Problem to work on: Search the data below for the string "React". Extract every line that contains it.

Data segment:
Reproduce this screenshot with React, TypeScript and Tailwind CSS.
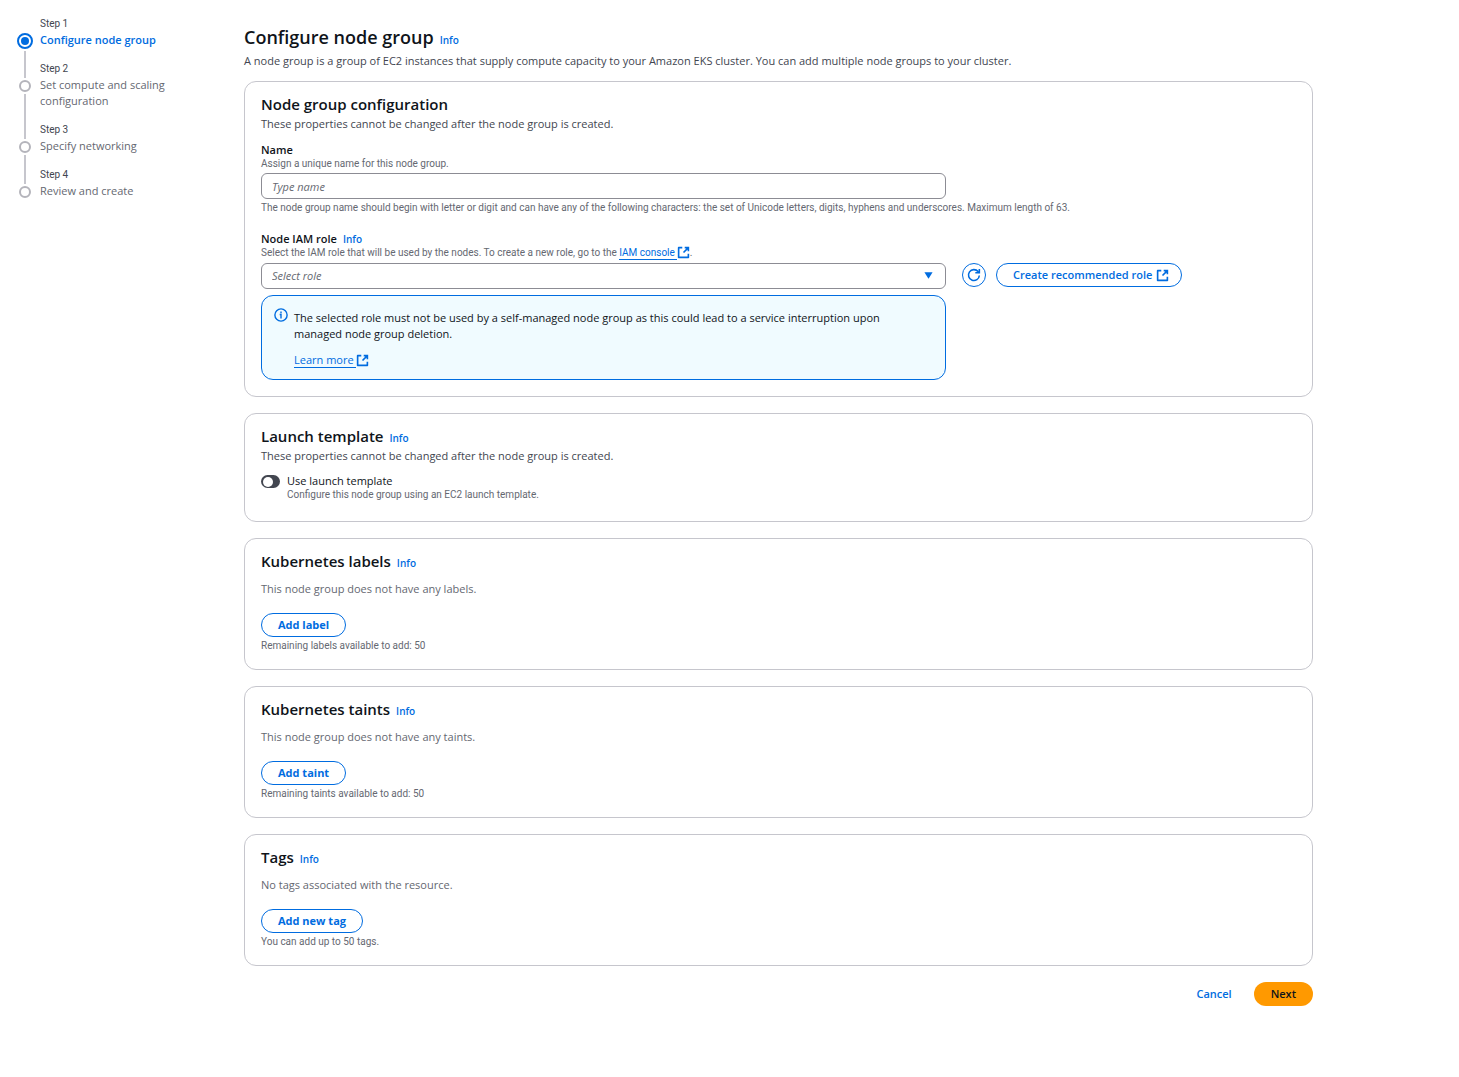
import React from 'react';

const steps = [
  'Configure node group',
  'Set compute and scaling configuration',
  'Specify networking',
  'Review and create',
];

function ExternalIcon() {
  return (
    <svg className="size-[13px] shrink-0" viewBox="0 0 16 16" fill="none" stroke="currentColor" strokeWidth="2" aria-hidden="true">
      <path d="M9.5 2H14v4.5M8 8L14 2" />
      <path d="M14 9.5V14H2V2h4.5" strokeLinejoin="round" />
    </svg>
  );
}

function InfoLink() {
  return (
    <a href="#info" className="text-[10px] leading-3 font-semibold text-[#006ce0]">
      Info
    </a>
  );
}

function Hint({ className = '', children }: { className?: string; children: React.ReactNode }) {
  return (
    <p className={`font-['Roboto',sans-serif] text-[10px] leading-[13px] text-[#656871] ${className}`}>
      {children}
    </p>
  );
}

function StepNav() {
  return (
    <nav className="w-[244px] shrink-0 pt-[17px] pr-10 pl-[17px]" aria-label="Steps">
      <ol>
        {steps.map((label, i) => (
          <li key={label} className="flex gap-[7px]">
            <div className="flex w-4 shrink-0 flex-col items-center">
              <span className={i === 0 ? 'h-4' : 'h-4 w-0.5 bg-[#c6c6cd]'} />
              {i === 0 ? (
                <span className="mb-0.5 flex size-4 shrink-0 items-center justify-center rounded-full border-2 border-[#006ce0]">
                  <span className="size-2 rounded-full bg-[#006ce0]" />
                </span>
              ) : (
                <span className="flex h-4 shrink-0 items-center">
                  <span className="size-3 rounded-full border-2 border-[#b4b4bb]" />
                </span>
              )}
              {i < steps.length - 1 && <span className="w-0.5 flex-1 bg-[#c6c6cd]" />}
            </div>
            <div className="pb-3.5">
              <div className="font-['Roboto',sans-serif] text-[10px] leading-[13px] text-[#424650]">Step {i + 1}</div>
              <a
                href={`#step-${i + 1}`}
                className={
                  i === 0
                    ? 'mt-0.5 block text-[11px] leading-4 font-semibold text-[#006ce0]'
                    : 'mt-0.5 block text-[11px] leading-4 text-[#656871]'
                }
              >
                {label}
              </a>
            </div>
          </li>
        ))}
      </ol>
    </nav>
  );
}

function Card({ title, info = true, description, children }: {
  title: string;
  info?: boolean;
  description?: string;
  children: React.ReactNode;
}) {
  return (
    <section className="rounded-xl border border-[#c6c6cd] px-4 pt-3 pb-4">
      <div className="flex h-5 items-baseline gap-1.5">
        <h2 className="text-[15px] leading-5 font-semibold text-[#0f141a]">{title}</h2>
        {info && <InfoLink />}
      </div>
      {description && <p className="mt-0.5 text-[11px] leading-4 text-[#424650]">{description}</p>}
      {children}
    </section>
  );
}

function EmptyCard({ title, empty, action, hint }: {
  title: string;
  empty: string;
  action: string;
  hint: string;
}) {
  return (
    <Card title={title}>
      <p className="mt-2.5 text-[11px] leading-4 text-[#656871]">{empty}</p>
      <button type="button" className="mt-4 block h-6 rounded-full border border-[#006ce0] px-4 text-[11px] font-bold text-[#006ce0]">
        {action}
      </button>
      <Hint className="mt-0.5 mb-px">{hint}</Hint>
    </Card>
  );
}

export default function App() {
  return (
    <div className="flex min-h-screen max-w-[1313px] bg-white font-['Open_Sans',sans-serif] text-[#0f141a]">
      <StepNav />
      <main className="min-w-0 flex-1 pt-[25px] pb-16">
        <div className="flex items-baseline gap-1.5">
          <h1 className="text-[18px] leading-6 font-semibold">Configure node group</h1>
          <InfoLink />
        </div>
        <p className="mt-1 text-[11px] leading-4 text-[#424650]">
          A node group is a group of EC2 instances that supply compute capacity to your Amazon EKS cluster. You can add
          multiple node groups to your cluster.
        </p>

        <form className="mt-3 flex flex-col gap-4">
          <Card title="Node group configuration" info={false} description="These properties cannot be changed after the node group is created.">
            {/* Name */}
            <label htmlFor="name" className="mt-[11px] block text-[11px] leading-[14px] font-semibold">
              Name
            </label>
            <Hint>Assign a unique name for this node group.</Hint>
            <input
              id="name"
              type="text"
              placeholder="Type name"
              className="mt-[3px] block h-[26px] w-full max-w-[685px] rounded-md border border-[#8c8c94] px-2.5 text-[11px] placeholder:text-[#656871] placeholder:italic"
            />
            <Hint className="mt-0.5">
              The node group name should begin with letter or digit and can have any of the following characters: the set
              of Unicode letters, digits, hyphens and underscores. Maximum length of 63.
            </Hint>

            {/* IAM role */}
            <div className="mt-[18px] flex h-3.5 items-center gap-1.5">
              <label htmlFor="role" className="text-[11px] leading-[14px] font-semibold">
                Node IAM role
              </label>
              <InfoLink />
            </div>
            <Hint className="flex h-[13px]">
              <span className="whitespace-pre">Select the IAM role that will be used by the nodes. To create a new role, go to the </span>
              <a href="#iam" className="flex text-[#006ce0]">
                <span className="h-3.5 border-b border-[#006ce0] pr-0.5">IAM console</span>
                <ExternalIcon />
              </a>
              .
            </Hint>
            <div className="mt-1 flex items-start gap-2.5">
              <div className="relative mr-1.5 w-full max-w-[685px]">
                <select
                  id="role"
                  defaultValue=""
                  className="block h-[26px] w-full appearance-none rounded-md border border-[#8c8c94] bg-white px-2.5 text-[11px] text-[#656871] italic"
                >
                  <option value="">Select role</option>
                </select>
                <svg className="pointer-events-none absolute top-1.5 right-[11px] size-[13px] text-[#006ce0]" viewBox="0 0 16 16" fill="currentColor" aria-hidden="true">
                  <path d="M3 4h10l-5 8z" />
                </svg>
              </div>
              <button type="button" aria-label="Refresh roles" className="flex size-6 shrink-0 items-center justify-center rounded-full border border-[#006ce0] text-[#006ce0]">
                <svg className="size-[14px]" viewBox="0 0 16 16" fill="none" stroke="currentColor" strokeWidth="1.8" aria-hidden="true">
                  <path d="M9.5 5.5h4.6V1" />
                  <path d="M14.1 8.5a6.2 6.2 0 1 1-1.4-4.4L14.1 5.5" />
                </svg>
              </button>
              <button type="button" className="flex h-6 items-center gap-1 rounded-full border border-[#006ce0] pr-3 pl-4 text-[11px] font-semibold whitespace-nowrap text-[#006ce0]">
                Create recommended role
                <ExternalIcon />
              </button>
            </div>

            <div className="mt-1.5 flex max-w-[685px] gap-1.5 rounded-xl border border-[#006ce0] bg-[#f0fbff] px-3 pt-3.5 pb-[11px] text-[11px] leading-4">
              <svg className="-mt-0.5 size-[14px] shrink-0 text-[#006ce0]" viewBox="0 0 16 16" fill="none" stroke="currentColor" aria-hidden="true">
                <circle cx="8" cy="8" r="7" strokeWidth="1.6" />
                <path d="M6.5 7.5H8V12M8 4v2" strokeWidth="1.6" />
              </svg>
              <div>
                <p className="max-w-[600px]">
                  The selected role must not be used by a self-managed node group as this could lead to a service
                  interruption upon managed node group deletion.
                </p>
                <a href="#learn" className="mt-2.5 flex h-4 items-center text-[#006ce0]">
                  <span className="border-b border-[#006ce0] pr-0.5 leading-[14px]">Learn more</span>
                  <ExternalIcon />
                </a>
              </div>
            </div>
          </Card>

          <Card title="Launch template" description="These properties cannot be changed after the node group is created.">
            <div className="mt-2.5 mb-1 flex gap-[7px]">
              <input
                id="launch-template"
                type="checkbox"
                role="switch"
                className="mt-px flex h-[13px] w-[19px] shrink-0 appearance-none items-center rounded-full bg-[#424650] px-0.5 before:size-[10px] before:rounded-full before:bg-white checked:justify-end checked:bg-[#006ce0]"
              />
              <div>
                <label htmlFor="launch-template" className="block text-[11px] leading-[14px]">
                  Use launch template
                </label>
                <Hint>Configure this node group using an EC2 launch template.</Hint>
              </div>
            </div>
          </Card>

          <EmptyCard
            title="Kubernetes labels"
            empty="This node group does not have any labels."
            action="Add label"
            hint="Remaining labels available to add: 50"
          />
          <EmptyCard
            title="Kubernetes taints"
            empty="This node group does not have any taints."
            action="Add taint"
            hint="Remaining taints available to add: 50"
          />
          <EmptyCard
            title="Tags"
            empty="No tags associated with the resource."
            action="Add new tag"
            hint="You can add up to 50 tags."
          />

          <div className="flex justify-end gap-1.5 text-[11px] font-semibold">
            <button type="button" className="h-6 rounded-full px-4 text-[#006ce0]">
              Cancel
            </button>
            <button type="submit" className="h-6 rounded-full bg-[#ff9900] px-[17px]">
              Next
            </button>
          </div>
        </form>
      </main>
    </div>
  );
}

Answer to this task:
Reproduce this screenshot with React, TypeScript and Tailwind CSS.
import React from 'react';
function Hint({ className = '', children }: { className?: string; children: React.ReactNode }) {
  children: React.ReactNode;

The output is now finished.